(Problem description): Within the records that follow, find every line containing the string "this". Copy those lines.

[START Records shown]

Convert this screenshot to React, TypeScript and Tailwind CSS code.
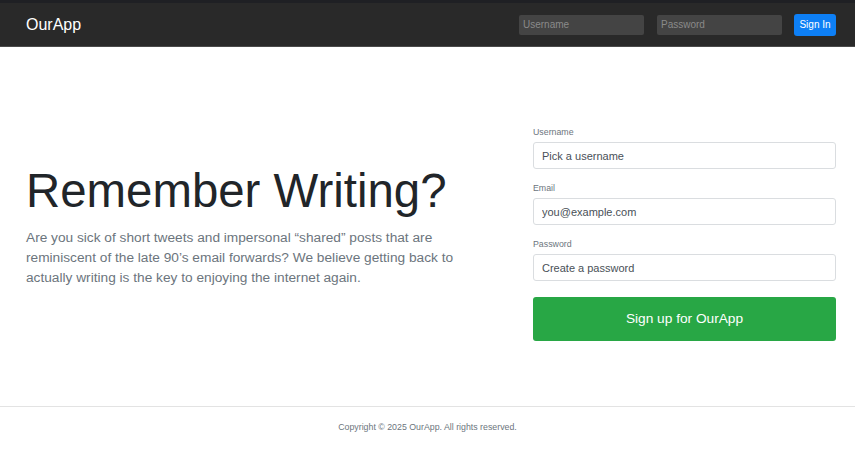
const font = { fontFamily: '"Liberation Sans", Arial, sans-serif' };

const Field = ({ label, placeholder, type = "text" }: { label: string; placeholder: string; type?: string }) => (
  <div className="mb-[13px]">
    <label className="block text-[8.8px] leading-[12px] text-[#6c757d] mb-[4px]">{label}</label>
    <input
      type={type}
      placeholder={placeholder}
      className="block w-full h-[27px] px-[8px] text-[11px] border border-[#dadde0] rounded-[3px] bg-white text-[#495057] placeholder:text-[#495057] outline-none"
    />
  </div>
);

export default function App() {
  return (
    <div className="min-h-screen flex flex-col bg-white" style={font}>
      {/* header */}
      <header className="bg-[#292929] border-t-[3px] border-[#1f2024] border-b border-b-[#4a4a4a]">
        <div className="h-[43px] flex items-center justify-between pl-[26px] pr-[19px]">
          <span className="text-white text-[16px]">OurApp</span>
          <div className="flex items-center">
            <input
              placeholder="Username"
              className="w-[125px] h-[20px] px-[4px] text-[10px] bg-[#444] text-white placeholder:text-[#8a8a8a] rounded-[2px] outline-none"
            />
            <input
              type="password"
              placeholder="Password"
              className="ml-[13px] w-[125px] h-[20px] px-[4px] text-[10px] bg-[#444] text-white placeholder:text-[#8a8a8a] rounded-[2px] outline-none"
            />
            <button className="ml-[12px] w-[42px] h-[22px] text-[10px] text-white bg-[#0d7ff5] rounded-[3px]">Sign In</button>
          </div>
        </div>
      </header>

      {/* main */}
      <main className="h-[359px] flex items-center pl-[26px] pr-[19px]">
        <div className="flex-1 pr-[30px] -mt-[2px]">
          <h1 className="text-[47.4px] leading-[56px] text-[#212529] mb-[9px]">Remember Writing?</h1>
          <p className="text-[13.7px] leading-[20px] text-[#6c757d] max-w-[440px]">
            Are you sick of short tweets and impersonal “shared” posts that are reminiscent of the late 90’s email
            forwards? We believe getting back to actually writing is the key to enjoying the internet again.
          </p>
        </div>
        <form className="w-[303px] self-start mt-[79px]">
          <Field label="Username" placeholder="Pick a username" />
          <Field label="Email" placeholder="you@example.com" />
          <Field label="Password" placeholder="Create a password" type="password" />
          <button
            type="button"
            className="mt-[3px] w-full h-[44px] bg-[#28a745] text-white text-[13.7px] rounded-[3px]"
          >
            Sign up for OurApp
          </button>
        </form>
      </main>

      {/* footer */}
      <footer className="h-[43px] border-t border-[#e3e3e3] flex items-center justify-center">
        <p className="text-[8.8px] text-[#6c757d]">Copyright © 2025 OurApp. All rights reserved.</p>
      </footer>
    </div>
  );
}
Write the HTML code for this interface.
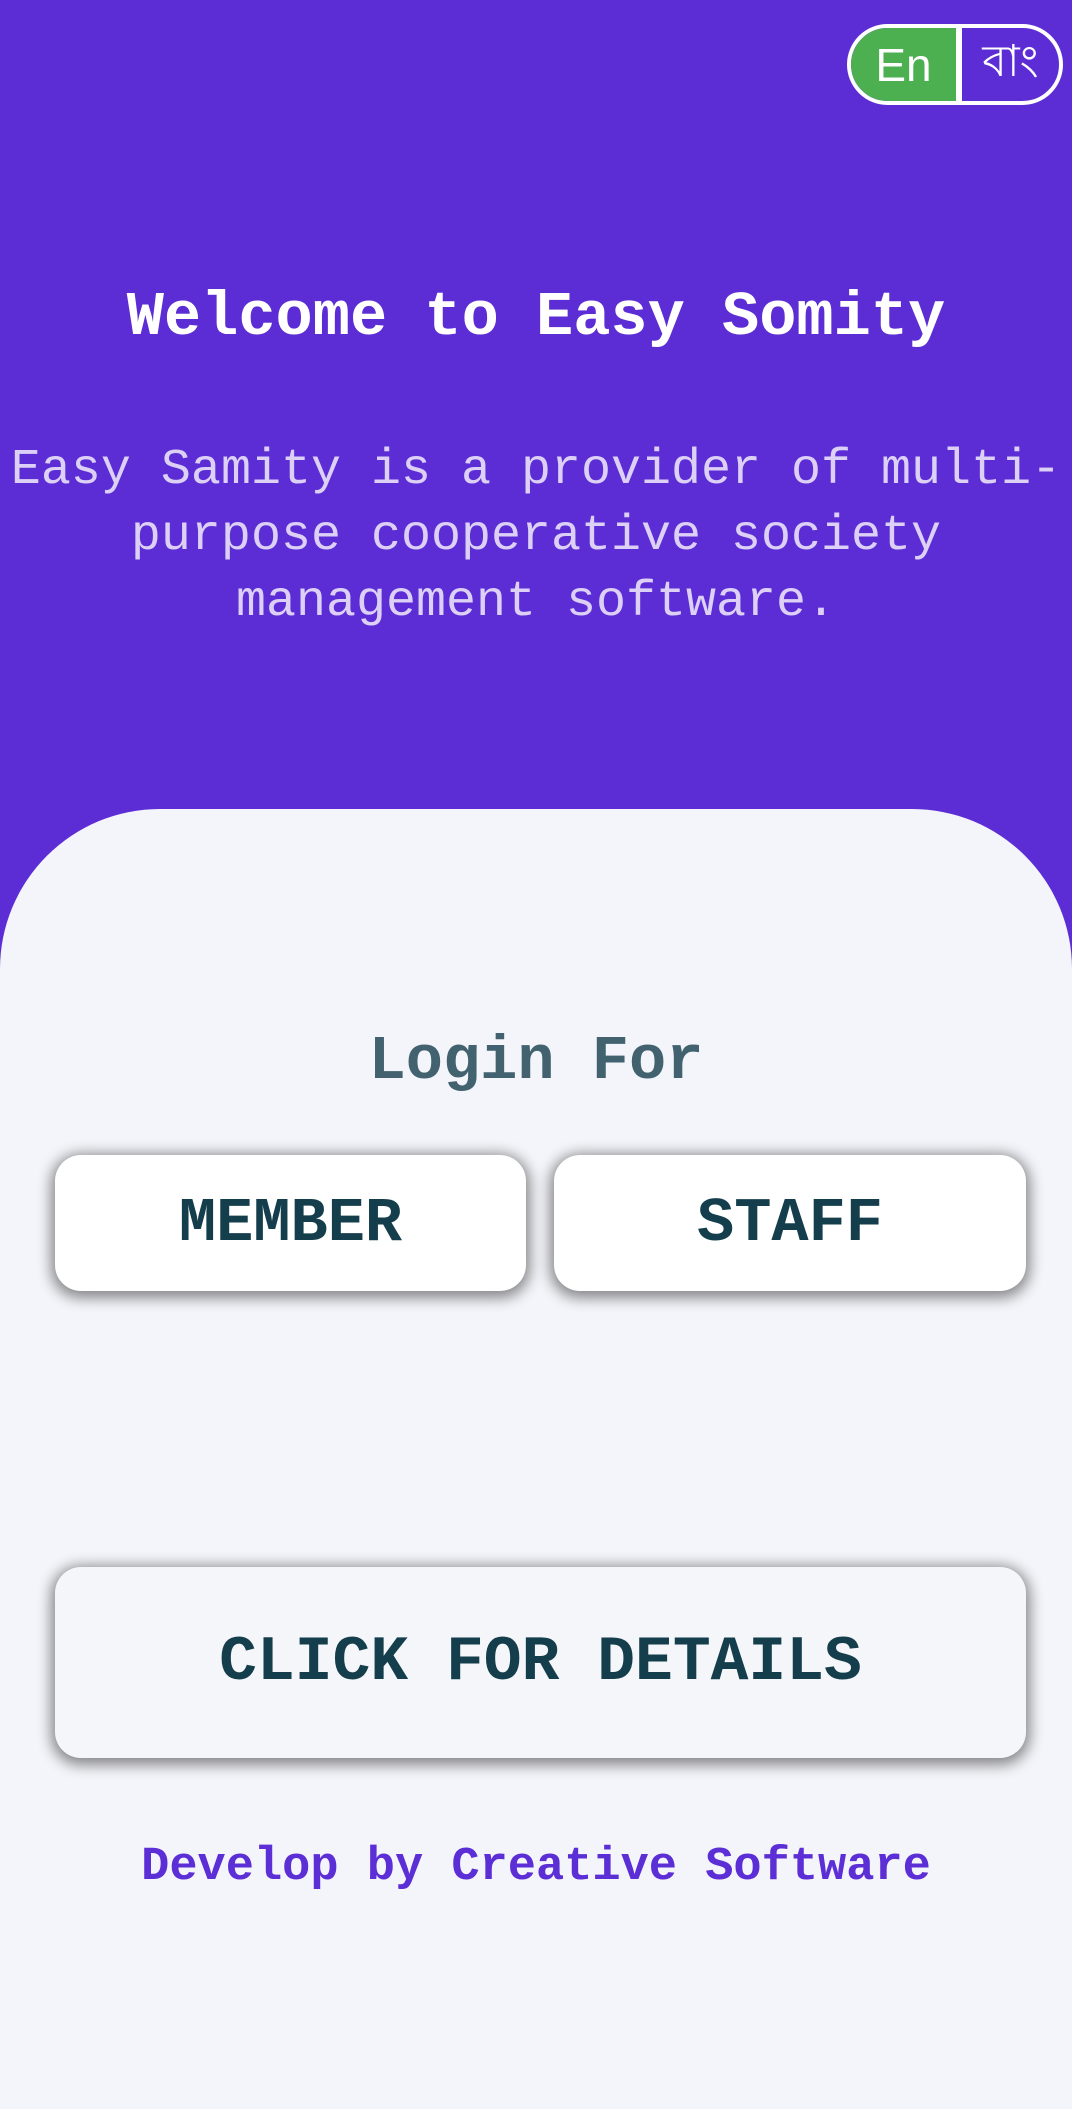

[END Records shown]

(Answer):
Convert this screenshot to React, TypeScript and Tailwind CSS code.
Write the HTML code for this interface.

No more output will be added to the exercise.